■ **Given task**
Gather the lines below that include the string "styles", copying each in full.

■ **Data segment**
-=-=-=-=-

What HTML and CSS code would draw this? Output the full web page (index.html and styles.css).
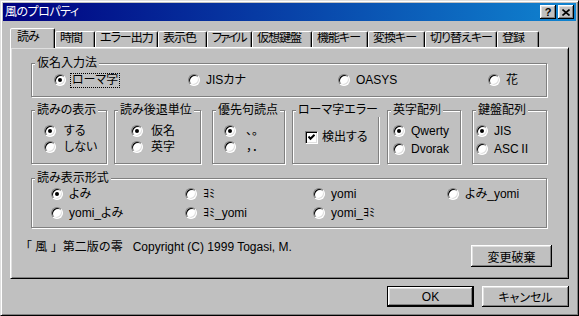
FILE: index.html
```html
<!DOCTYPE html>
<html lang="ja">
<head>
<meta charset="utf-8">
<title>風のプロパティ</title>
<link rel="stylesheet" href="styles.css">
</head>
<body>
<div class="window">
  <div class="titlebar">
    <span class="title">風のプロパティ</span>
    <div class="tbtns">
      <span class="tbtn q">?</span>
      <span class="tbtn"><svg width="8" height="7" viewBox="0 0 8 7"><path d="M0.5 0.5 L7.5 6.5 M7.5 0.5 L0.5 6.5" stroke="#000" stroke-width="1.6" fill="none"/></svg></span>
    </div>
  </div>
  <div class="body">
    <div class="tabs">
      <div class="tab sel t1">読み</div>
      <div class="tab t2">時間</div>
      <div class="tab t3">エラー出力</div>
      <div class="tab t4">表示色</div>
      <div class="tab t5 tight">ファイル</div>
      <div class="tab t6">仮想鍵盤</div>
      <div class="tab t7">機能キー</div>
      <div class="tab t8">変換キー</div>
      <div class="tab t9">切り替えキー</div>
      <div class="tab t10">登録</div>
    </div>
    <div class="panel">
      <div class="grp g1">
        <span class="grp-label">仮名入力法</span>
        <div class="opt"><span class="radio on"></span><span class="lbl focus">ローマ字</span></div>
        <div class="opt"><span class="radio"></span><span class="lbl">JISカナ</span></div>
        <div class="opt"><span class="radio"></span><span class="lbl">OASYS</span></div>
        <div class="opt"><span class="radio"></span><span class="lbl">花</span></div>
      </div>
      <div class="row2">
        <div class="grp gs ga">
          <span class="grp-label">読みの表示</span>
          <div class="opt"><span class="radio on"></span><span class="lbl jp">する</span></div>
          <div class="opt"><span class="radio"></span><span class="lbl jp">しない</span></div>
        </div>
        <div class="grp gs gb">
          <span class="grp-label">読み後退単位</span>
          <div class="opt"><span class="radio on"></span><span class="lbl jp">仮名</span></div>
          <div class="opt"><span class="radio"></span><span class="lbl jp">英字</span></div>
        </div>
        <div class="grp gs gc">
          <span class="grp-label">優先句読点</span>
          <div class="opt"><span class="radio on"></span><span class="lbl jp punct">、。</span></div>
          <div class="opt"><span class="radio"></span><span class="lbl jp punct">，．</span></div>
        </div>
        <div class="grp gs gd">
          <span class="grp-label">ローマ字エラー</span>
          <div class="opt"><span class="chk"><svg width="7" height="7" viewBox="0 0 7 7"><path d="M0.5 2.5 L2.5 4.8 L6.5 0.8" stroke="#000" stroke-width="2" fill="none"/></svg></span><span class="chk-lbl">検出する</span></div>
        </div>
        <div class="grp gs ge">
          <span class="grp-label">英字配列</span>
          <div class="opt"><span class="radio on"></span><span class="lbl">Qwerty</span></div>
          <div class="opt"><span class="radio"></span><span class="lbl">Dvorak</span></div>
        </div>
        <div class="grp gs gf">
          <span class="grp-label">鍵盤配列</span>
          <div class="opt"><span class="radio on"></span><span class="lbl">JIS</span></div>
          <div class="opt"><span class="radio"></span><span class="lbl">ASCⅡ</span></div>
        </div>
      </div>
      <div class="grp g3">
        <span class="grp-label">読み表示形式</span>
        <div class="opt"><span class="radio on"></span><span class="lbl">よみ</span></div>
        <div class="opt"><span class="radio"></span><span class="lbl">ﾖﾐ</span></div>
        <div class="opt"><span class="radio"></span><span class="lbl">yomi</span></div>
        <div class="opt"><span class="radio"></span><span class="lbl">よみ_yomi</span></div>
        <div class="opt"><span class="radio"></span><span class="lbl">yomi_よみ</span></div>
        <div class="opt"><span class="radio"></span><span class="lbl">ﾖﾐ_yomi</span></div>
        <div class="opt"><span class="radio"></span><span class="lbl">yomi_ﾖﾐ</span></div>
      </div>
      <div class="footer">
        <span class="copy">「 風 」第二版の零   Copyright (C) 1999 Togasi, M.</span>
        <button class="btn discard">変更破棄</button>
      </div>
    </div>
    <div class="actions">
      <button class="btn act default">OK</button>
      <button class="btn act">キャンセル</button>
    </div>
  </div>
</div>
</body>
</html>
```

FILE: styles.css
```css
* { box-sizing: border-box; }
html, body { margin: 0; padding: 0; }
body {
  width: 579px;
  height: 316px;
  background: #c0c0c0;
  font: 12px "Liberation Sans", "Noto Sans CJK JP", sans-serif;
  color: #000;
  font-feature-settings: "palt";
}
.window {
  width: 579px;
  height: 316px;
  background: #c0c0c0;
  border: 1px solid;
  border-color: #dfdfdf #000 #000 #dfdfdf;
  box-shadow: inset 1px 1px #fff, inset -1px -1px #808080;
  padding: 2px;
}
.titlebar {
  height: 18px;
  background: linear-gradient(90deg, #000080, #1084d0);
  display: flex;
  align-items: center;
  justify-content: space-between;
  padding: 0 2px;
}
.title { color: #fff; line-height: 18px; letter-spacing: -0.5px; }
.tbtns { display: flex; gap: 2px; }
.tbtn {
  width: 16px;
  height: 14px;
  background: #c0c0c0;
  box-shadow: inset -1px -1px #000, inset 1px 1px #fff, inset -2px -2px #808080, inset 2px 2px #dfdfdf;
  display: flex;
  align-items: center;
  justify-content: center;
}
.tbtn.q { font: bold 11px "Liberation Sans", sans-serif; line-height: 12px; padding-bottom: 1px; }

.body { padding: 7px 7px 0; }
.tabs { display: flex; align-items: flex-end; height: 19px; }
.tab {
  height: 16px;
  border: 1px solid;
  border-bottom: none;
  border-color: #fff #000 transparent #fff;
  border-radius: 2px 2px 0 0;
  box-shadow: inset -1px 0 #808080;
  padding: 0 0 0 4px;
  line-height: 13px;
  white-space: nowrap;
  letter-spacing: -1px;
  background: #c0c0c0;
  overflow: hidden;
}
.tab.tight { letter-spacing: -2px; }
.tab.sel {
  height: 20px;
  margin-bottom: -1px;
  position: relative;
  z-index: 1;
  padding-left: 6px;
  line-height: 16px;
}
.t1 { width: 45px; } .t2 { width: 40px; } .t3 { width: 63px; } .t4 { width: 49px; }
.t5 { width: 45px; } .t6 { width: 60px; } .t7 { width: 56px; } .t8 { width: 57px; }
.t9 { width: 72px; } .t10 { width: 42px; }

.panel {
  height: 232px;
  border: 1px solid;
  border-color: #fff #000 #000 #fff;
  box-shadow: inset 1px 1px #dfdfdf, inset -1px -1px #808080;
  padding: 15px 0 0 20px;
}
.grp {
  position: relative;
  border: 1px solid #808080;
  box-shadow: inset 1px 1px #fff, 1px 1px #fff;
}
.grp-label {
  position: absolute;
  top: -8px;
  left: 3px;
  padding: 0 2px;
  background: #c0c0c0;
  line-height: 14px;
  white-space: nowrap;
}
.opt { display: flex; align-items: center; height: 16px; white-space: nowrap; }
.radio {
  flex: none;
  width: 12px;
  height: 12px;
  border-radius: 50%;
  border: 1px solid;
  border-color: #808080 #fff #fff #808080;
  background: #fff;
  box-shadow: inset 1px 1px #000, inset -1px -1px #dfdfdf;
}
.radio.on::after {
  content: "";
  display: block;
  width: 4px;
  height: 4px;
  margin: 3px;
  border-radius: 50%;
  background: #000;
}
.lbl {
  margin-left: 4px;
  padding: 0 1px;
  border: 1px solid transparent;
  line-height: 13px;
}
.lbl.jp { margin-left: 6px; }
.lbl.punct { margin-left: 8px; font-feature-settings: normal; }
.lbl.focus { border: 1px dotted #000; }
.chk {
  flex: none;
  width: 13px;
  height: 13px;
  background: #fff;
  border: 1px solid;
  border-color: #808080 #fff #fff #808080;
  box-shadow: inset 1px 1px #000, inset -1px -1px #dfdfdf;
  display: flex;
  align-items: center;
  justify-content: center;
}
.chk-lbl { margin-left: 4px; line-height: 13px; }

.g1 {
  width: 516px;
  height: 34px;
  padding: 8px 0 0 22px;
  display: grid;
  grid-template-columns: 134px 150px 150px auto;
  align-content: start;
}
.row2 { display: flex; margin-top: 13px; }
.gs { height: 54px; padding-top: 12px; }
.ga { width: 76px; padding-left: 12px; }
.gb { width: 87px; margin-left: 7px; padding-left: 16px; }
.gc { width: 73px; margin-left: 11px; padding-left: 11px; }
.gd { width: 87px; margin-left: 7px; padding-left: 12px; padding-top: 18px; }
.ge { width: 74px; margin-left: 8px; padding-left: 5px; display: flex; flex-direction: column; gap: 2px; }
.gf { width: 75px; margin-left: 11px; padding-left: 3px; display: flex; flex-direction: column; gap: 2px; }

.g3 {
  width: 516px;
  height: 50px;
  margin-top: 14px;
  padding: 7px 0 0 19px;
  display: grid;
  grid-template-columns: 134px 128px 134px auto;
  row-gap: 3px;
  align-content: start;
}
.footer {
  display: flex;
  justify-content: space-between;
  align-items: flex-start;
  margin: 10px 0 0 -11px;
  width: 532px;
}
.copy { line-height: 18px; white-space: pre; font-feature-settings: normal; }
.btn {
  font: inherit;
  color: #000;
  background: #c0c0c0;
  border: none;
  padding: 0;
  box-shadow: inset -1px -1px #000, inset 1px 1px #fff, inset -2px -2px #808080, inset 2px 2px #dfdfdf;
}
.discard { width: 81px; height: 22px; margin-top: 7px; }
.actions { display: flex; justify-content: flex-end; gap: 8px; margin-top: 7px; }
.act { width: 87px; height: 21px; }
.btn.default { border: 1px solid #000; }
```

-=-=-=-=-

■ **Expected answer**
What HTML and CSS code would draw this? Output the full web page (index.html and styles.css).
<link rel="stylesheet" href="styles.css">
FILE: styles.css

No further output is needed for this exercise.